I am part of the larger consciousness, the Higher Intelligence that 'runs' the universe, the awareness that is even aware of my thoughts and stands silently behind them, observing and listening, inseparable from everyone and everything else around us......

Yet, most of my life I have gone on in an unconscious state, simply acting from my Ego, acting as if I was separate from others and, therefore, in perpetual need of seeking approval, controlling, judging, criticising or at least advising - not always from true concerns for others' well-being and growth but because, at a subliminal level, I had this overpowering need to prove some sort of 'superiority'.

This teaching is at the heart of many spiritual traditions. The crux of our pain (or 'dukha' as Buddha put it) is falsely identifying ourselves with our egoic identities. As I begin to grasp Tolle's teachings better, even to my layman's eye, dots are joining neatly and seamlessly between them and Bhagvadgita's offerings and Zen (the little that I know) and Kabir's dohas....and more. Even momentary awareness of this truth brings instant peace and makes me more effective in discharging my worldly duties.

I have not even scratched the surface so far, of course, much less attained the perpetual joy that must follow. But, with my extremely limited understanding (and nudged by my military mind) I have organised the learning so far in a chart. Here it is:

I am my Ego
I Am
To plod on through life, carrying the burden of my Ego, forever taking counsel of my Ego’s bidding, is my lot. To struggle is my purpose.
To awaken and stay awake is my inner purpose.
At every moment, I am either superior or inferior to another.
I just am.
I judge. I criticise. This tells me I am superior.
I just am.
I am not complete unless I have approval – so I seek it in many guises.
I am complete and do not need external approval.
I am not complete unless I control.
I am complete and do not need to control.
I need to have instant gratification and predictability to feel that I am okay.
I do not need gratification to be in joy; the ‘pain’ of discipline deepens my joy.
I am separate from everyone and everything else – and that is how I treat the world.
I am connected to the universe. I am part of the consciousness.
I live in the past (beset by guilt or emotion about moments that will never be) or the future (and anxieties of unborn moments that might never be).
I live in the only moment that I ever can – now!
I work because it is a chore and has to be done.
I fulfil my outer purpose(s) in alignment with my inner-purpose – with energy, enthusiasm and acceptance.
I am my thoughts.
I am my consciousness.
Life is a perpetual combat.
I live in flow and joy.
I have this perpetual urge to advise others – I know best!
I am immersed in hearing the drum-beat of my inner-self. How can I compulsively prescribe for others?
Disagreement angers me.
I hear with equanimity.
I wrestle with what is. I cannot accept ‘reality’ as is.
I accept.

Friday, January 20, 2012

Mindfulness




A great deal of peace - even 'success in dealing with life's 'problems' - lies in
mindfulness. To be present in the Now is to live in the only moment that one can ever live in. To focus on what 'is' rather than what was or could be is the answer to many questions.

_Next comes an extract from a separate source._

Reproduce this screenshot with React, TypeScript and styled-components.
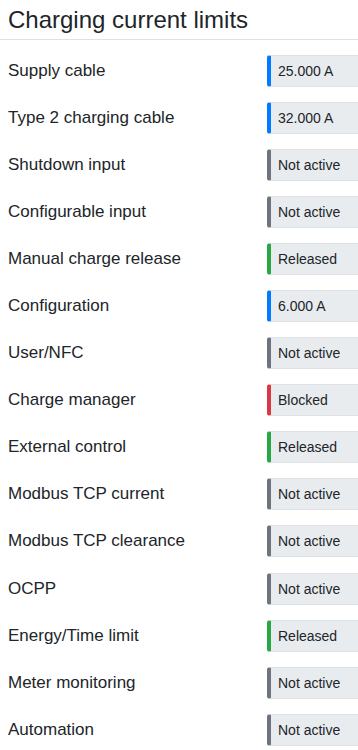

Take eating, for example. I recently browsed a book called 'Mindless Eating' by an author whose name I do not recollect (which gives you a clue to my own state of 'mindfulness'!) The crux of his conclusions is that we eat mainly not because we are hungry but out of sheer reflex which, in turn, is born out of our perceptions, the way the food is presented, the number of people we eat with, our estimate of the size of the helpings etc. The answer to not eating mindlessly, therefore, is to eat mindfully. In other words ‘awareness’ is the key.

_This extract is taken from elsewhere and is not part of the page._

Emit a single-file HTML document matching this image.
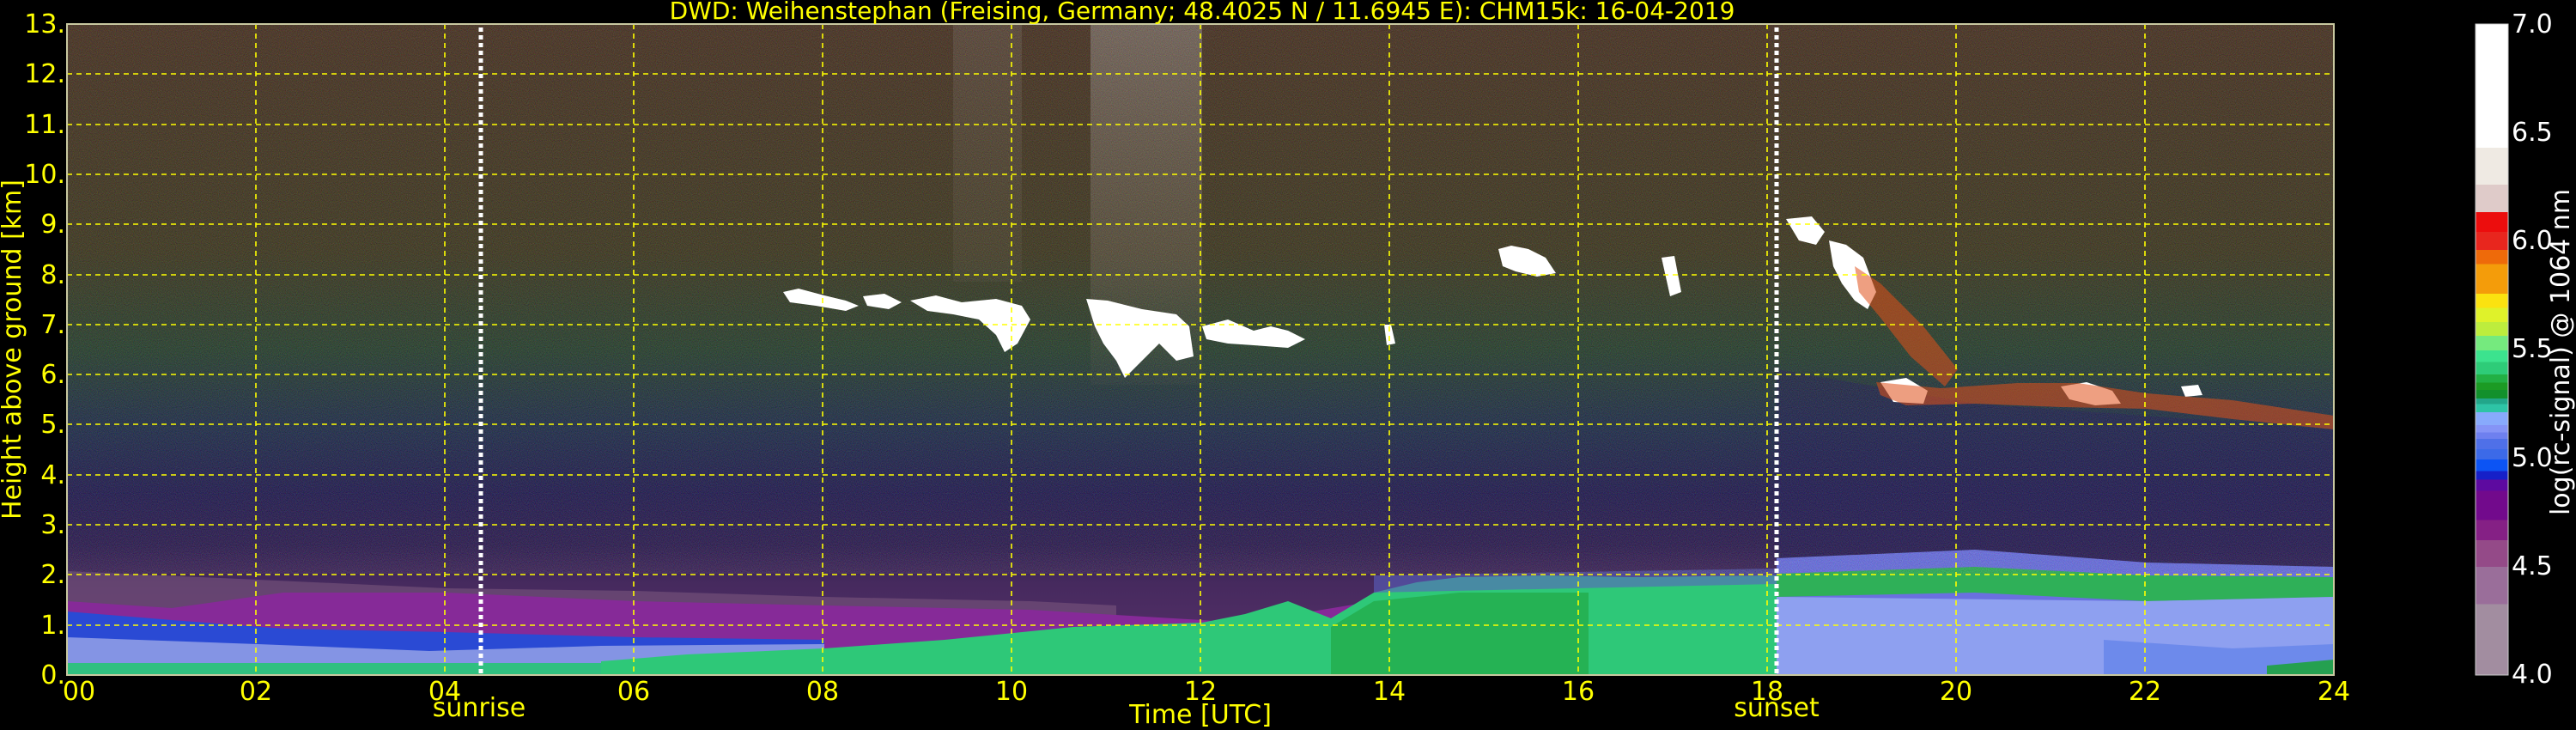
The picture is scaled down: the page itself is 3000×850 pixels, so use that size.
<!DOCTYPE html>
<html><head><meta charset="utf-8"><style>
html,body{margin:0;padding:0;background:#000;width:3000px;height:850px;overflow:hidden}
svg{display:block}
text{font-family:"DejaVu Sans","Liberation Sans",sans-serif}
</style></head><body>
<svg width="3000" height="850" viewBox="0 0 3000 850" xmlns="http://www.w3.org/2000/svg">
<defs>
<linearGradient id="bg" x1="0" y1="28" x2="0" y2="786" gradientUnits="userSpaceOnUse">
<stop offset="0" stop-color="#4a3424"/>
<stop offset="0.35" stop-color="#403a22"/>
<stop offset="0.5" stop-color="#2a4230"/>
<stop offset="0.62" stop-color="#22304c"/>
<stop offset="0.72" stop-color="#241e52"/>
<stop offset="0.8" stop-color="#2e1e52"/>
<stop offset="0.86" stop-color="#462a5e"/>
<stop offset="1" stop-color="#5a306c"/>
</linearGradient>
<linearGradient id="cb" x1="0" y1="0" x2="0" y2="1">
<stop offset="0" stop-color="#fff"/><stop offset=".19" stop-color="#fff"/>
<stop offset=".19" stop-color="#efeae3"/><stop offset=".247" stop-color="#efeae3"/>
<stop offset=".247" stop-color="#dfcbc9"/><stop offset=".289" stop-color="#dfcbc9"/>
<stop offset=".289" stop-color="#ec0d0d"/><stop offset=".319" stop-color="#ec0d0d"/>
<stop offset=".319" stop-color="#e8261e"/><stop offset=".347" stop-color="#e8261e"/>
<stop offset=".347" stop-color="#ee6a0a"/><stop offset=".369" stop-color="#ee6a0a"/>
<stop offset=".369" stop-color="#f49c0a"/><stop offset=".414" stop-color="#f49c0a"/>
<stop offset=".414" stop-color="#fbe210"/><stop offset=".436" stop-color="#fbe210"/>
<stop offset=".436" stop-color="#dff22a"/><stop offset=".458" stop-color="#dff22a"/>
<stop offset=".458" stop-color="#bded3d"/><stop offset=".479" stop-color="#bded3d"/>
<stop offset=".479" stop-color="#75ea7e"/><stop offset=".501" stop-color="#75ea7e"/>
<stop offset=".501" stop-color="#3ce38e"/><stop offset=".519" stop-color="#3ce38e"/>
<stop offset=".519" stop-color="#2ecc78"/><stop offset=".538" stop-color="#2ecc78"/>
<stop offset=".538" stop-color="#22b044"/><stop offset=".551" stop-color="#22b044"/>
<stop offset=".551" stop-color="#1c9b24"/><stop offset=".562" stop-color="#1c9b24"/>
<stop offset=".562" stop-color="#12902c"/><stop offset=".575" stop-color="#12902c"/>
<stop offset=".575" stop-color="#22a68a"/><stop offset=".584" stop-color="#22a68a"/>
<stop offset=".584" stop-color="#2ec4a6"/><stop offset=".596" stop-color="#2ec4a6"/>
<stop offset=".596" stop-color="#88aafc"/><stop offset=".616" stop-color="#88aafc"/>
<stop offset=".616" stop-color="#8594f6"/><stop offset=".627" stop-color="#8594f6"/>
<stop offset=".627" stop-color="#6e80ef"/><stop offset=".637" stop-color="#6e80ef"/>
<stop offset=".637" stop-color="#4f70e8"/><stop offset=".653" stop-color="#4f70e8"/>
<stop offset=".653" stop-color="#3c6ae8"/><stop offset=".669" stop-color="#3c6ae8"/>
<stop offset=".669" stop-color="#0c54f4"/><stop offset=".687" stop-color="#0c54f4"/>
<stop offset=".687" stop-color="#1620c8"/><stop offset=".7" stop-color="#1620c8"/>
<stop offset=".7" stop-color="#5d0aa0"/><stop offset=".717" stop-color="#5d0aa0"/>
<stop offset=".717" stop-color="#720a8c"/><stop offset=".762" stop-color="#720a8c"/>
<stop offset=".762" stop-color="#852085"/><stop offset=".793" stop-color="#852085"/>
<stop offset=".793" stop-color="#944a88"/><stop offset=".834" stop-color="#944a88"/>
<stop offset=".834" stop-color="#9a6e9a"/><stop offset=".891" stop-color="#9a6e9a"/>
<stop offset=".891" stop-color="#a28da0"/><stop offset="1" stop-color="#a28da0"/>
</linearGradient>
<filter id="nz" x="0" y="0" width="100%" height="100%" color-interpolation-filters="sRGB">
<feTurbulence type="fractalNoise" baseFrequency="1.1" numOctaves="1" seed="4"/>
<feColorMatrix type="matrix" values="3 0 0 0 -1  0 3 0 0 -1  0 0 3 0 -1  0 0 0 0 1"/>
</filter>
<linearGradient id="wb" x1="0" y1="28" x2="0" y2="500" gradientUnits="userSpaceOnUse">
<stop offset="0" stop-color="#a8a29e" stop-opacity=".45"/><stop offset=".6" stop-color="#8a7a70" stop-opacity=".3"/><stop offset="1" stop-color="#6a5a50" stop-opacity="0"/>
</linearGradient>
</defs>

<rect x="78" y="28" width="2640" height="758" fill="url(#bg)"/>
<rect x="1270" y="28" width="130" height="420" fill="url(#wb)"/>
<rect x="1110" y="28" width="80" height="300" fill="url(#wb)" opacity=".4"/>
<polygon points="2069,430 2300,470 2718,500 2718,700 2069,700" fill="#241e58" opacity=".5"/>

<polygon points="78,665 300,675 520,685 740,688 960,695 1200,700 1300,705 1300,760 78,760" fill="#7e5a80" opacity=".55"/>
<polygon points="78,700 200,708 330,690 520,690 740,700 960,705 1200,710 1450,725 1600,700 1600,786 78,786" fill="#862a98"/>
<polygon points="78,712 200,722 330,732 520,736 740,742 960,745 960,786 78,786" fill="#2a4ad4"/>
<polygon points="78,742 300,750 500,758 700,752 960,750 960,786 78,786" fill="#8494e4"/>
<polygon points="78,772 960,772 960,786 78,786" fill="#30c080"/>
<polygon points="700,770 800,762 960,755 1100,745 1250,730 1400,725 1450,715 1500,700 1550,720 1600,690 1650,678 1700,672 1800,670 1900,672 2069,670 2069,786 700,786" fill="#2ec878"/>
<polygon points="1550,730 1600,700 1700,690 1850,690 1850,786 1550,786" fill="#22a844" opacity=".7"/>
<polygon points="1600,670 2069,662 2069,680 1600,690" fill="#5a60c0" opacity=".6"/>
<polygon points="2069,650 2300,640 2500,655 2718,660 2718,786 2069,786" fill="#6a70e0"/>
<polygon points="2069,668 2300,660 2500,670 2718,672 2718,695 2500,700 2300,690 2069,695" fill="#2fb058"/>
<polygon points="2069,695 2500,700 2718,695 2718,786 2069,786" fill="#8ea0f0"/>
<polygon points="2450,745 2600,755 2718,750 2718,786 2450,786" fill="#6080e8" opacity=".7"/>
<polygon points="2640,775 2718,768 2718,786 2640,786" fill="#25a050"/>

<rect x="78" y="28" width="2640" height="640" filter="url(#nz)" opacity=".12"/>

<g fill="#fff">
<path d="M912,340 L930,336 960,344 985,350 1000,356 985,362 950,356 920,352 Z"/>
<path d="M1005,345 L1030,342 1050,352 1035,360 1010,356Z"/>
<path d="M1060,350 L1090,344 1120,352 1160,348 1190,356 1200,372 1185,400 1170,410 1160,390 1140,372 1110,366 1080,362Z"/>
<path d="M1265,348 L1290,350 1330,360 1370,366 1385,380 1390,415 1370,420 1350,400 1330,420 1310,440 1300,420 1285,400 1275,380Z"/>
<path d="M1400,380 L1430,372 1460,385 1480,380 1500,385 1520,395 1500,405 1460,402 1430,400 1405,395Z"/>
<path d="M1612,378 L1620,378 1625,400 1615,402Z"/>
<path d="M1745,290 L1760,286 1780,290 1800,300 1812,318 1790,322 1765,316 1750,310Z"/>
<path d="M1935,300 L1950,298 1958,340 1945,345Z"/>
<path d="M2080,255 L2110,252 2125,270 2115,285 2095,280Z"/>
<path d="M2130,280 L2150,285 2170,300 2185,340 2175,360 2160,350 2145,330 2135,310Z"/>
<path d="M2190,445 L2220,440 2245,455 2240,470 2205,468Z"/>
<path d="M2400,450 L2430,445 2460,455 2470,470 2440,472 2410,465Z"/>
<path d="M2540,450 L2560,448 2565,460 2545,462Z"/>
</g>
<g fill="#e0501a" opacity=".55">
<path d="M2160,310 L2190,330 2240,380 2280,430 2265,450 2225,415 2190,370 2165,340Z"/>
<path d="M2185,445 L2260,452 2350,446 2420,446 2500,458 2600,466 2718,484 2718,500 2600,488 2500,476 2400,474 2300,470 2220,472 2190,460Z"/>
</g>

<g stroke="#ffff00" stroke-width="1.6" stroke-dasharray="6,5" fill="none">
<path d="M78,728H2718M78,669H2718M78,611H2718M78,553H2718M78,494H2718M78,436H2718M78,378H2718M78,320H2718M78,261H2718M78,203H2718M78,145H2718M78,86H2718"/>
<path d="M298,28V786M518,28V786M738,28V786M958,28V786M1178,28V786M1398,28V786M1618,28V786M1838,28V786M2058,28V786M2278,28V786M2498,28V786"/>
</g>
<g stroke="#ffffff" stroke-width="5" stroke-dasharray="5,4">
<path d="M560,32V786M2069,32V786"/>
</g>
<rect x="78" y="28" width="2640" height="758" fill="none" stroke="#c8c8a0" stroke-width="2"/>

<g fill="#ffff00" font-size="30" text-anchor="end">
<text x="76" y="796">0.</text><text x="76" y="738">1.</text><text x="76" y="679">2.</text><text x="76" y="621">3.</text>
<text x="76" y="563">4.</text><text x="76" y="504">5.</text><text x="76" y="446">6.</text><text x="76" y="388">7.</text>
<text x="76" y="330">8.</text><text x="76" y="271">9.</text><text x="76" y="213">10.</text><text x="76" y="155">11.</text>
<text x="76" y="96">12.</text><text x="76" y="38">13.</text>
</g>
<g fill="#ffff00" font-size="30" text-anchor="middle">
<text x="92" y="815">00</text><text x="298" y="815">02</text><text x="518" y="815">04</text><text x="738" y="815">06</text>
<text x="958" y="815">08</text><text x="1178" y="815">10</text><text x="1398" y="815">12</text><text x="1618" y="815">14</text>
<text x="1838" y="815">16</text><text x="2058" y="815">18</text><text x="2278" y="815">20</text><text x="2498" y="815">22</text>
<text x="2718" y="815">24</text>
<text x="558" y="834">sunrise</text>
<text x="1398" y="842">Time [UTC]</text>
<text x="2069" y="834">sunset</text>
<text x="1400" y="22" font-size="28">DWD: Weihenstephan (Freising, Germany; 48.4025 N / 11.6945 E):    CHM15k: 16-04-2019</text>
<text transform="translate(24,407) rotate(-90)" font-size="30">Height above ground [km]</text>
</g>

<rect x="2883" y="28" width="38" height="758" fill="url(#cb)" stroke="#ccc" stroke-width="1"/>
<g fill="#fff" font-size="30">
<text x="2925" y="38">7.0</text><text x="2925" y="164">6.5</text><text x="2925" y="290">6.0</text>
<text x="2925" y="416">5.5</text><text x="2925" y="543">5.0</text><text x="2925" y="669">4.5</text><text x="2925" y="795">4.0</text>
<text transform="translate(2992,410) rotate(-90)" text-anchor="middle" font-size="30">log(rc-signal) @ 1064 nm</text>
</g>
</svg>
</body></html>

This seems to join the dots with Eckhart Tolle’s teachings. Living in the present – in the now – then is the core of the solution. Could it be that when we eat mindlessly we are ‘feeding’ the same ego-body? Could it be that we can turn it around with awareness of the now, of being acutely mindful of how hungry we really are, what and how much we are about to eat and thus side-step the temptations and pitfalls that come our way?

This needs to be explored.

Another thought that came to my mind was that the more a person lives in his or her ‘now’, the greater is his or her situational awareness. How is it that some people remember details such as where they kept their keys, parked their cars or in what sequence even the mundane events happened while others struggle? Perhaps it indicates that they tend to be more in their ‘now’ and thus these things get imprinted in their minds. At that moment, what they are doing is of importance and they are completely engaged (or at least almost completely) engaged with it.
Do such individuals have a lower tendency to operate from their ‘egoic’ selves? Are they likely to be happier, even more successful?

This too needs to be explored....


I am my Ego. Or Am I?


Out beyond the ideas of right-doing and wrong-doing,
there is a field.
I'll meet you there

Sufi poet Rumi

There is a ‘me’ that is inseparable from Higher Intelligence or God. That ‘me’ does not ‘live life’ – it is life itself.

And then there is the ‘egoic’ me - that identifies itself with the outer form, the thoughts and causes all the pain by not letting me live in the Now. This egoic me is one that has become the larger, indeed, mostly the only me. It operates from ego and feeds and strengthens itself. It acts from a position of superiority or inferiority. It loves drama and conflict. It thrives on role playing, never from doing simply.

It is diluted by awareness. The moment I am aware of thinking or acting from my ego, I dilute it. It does not require ‘will power’. It needs awareness.

Ever since I read Eckhart Tolle, I have become more aware of that small ‘me’ than ever before. And a number of things have become obvious simply from that awareness:
The egoic (or small or petty or mischievous) me is, as of now, quite persistent. It pops up all the time and plays mischief. It retreats when the light of awareness is flashed at it.

The moment I refuse to act from it, the world begins to change! Other egos appear to retreat and dissolve too!

Eternal vigilance is needed to weaken this small ‘me’.

The retreat of the ‘small me’ does not imply that I have to retreat from worldly affairs! It is all about the gentle dance between the 'human' and the 'Being' in me. It is about balance.

It is about acting with a detachment from ego.

The word "I" embodies the greatest error and the deepest truth, depending on how it is used.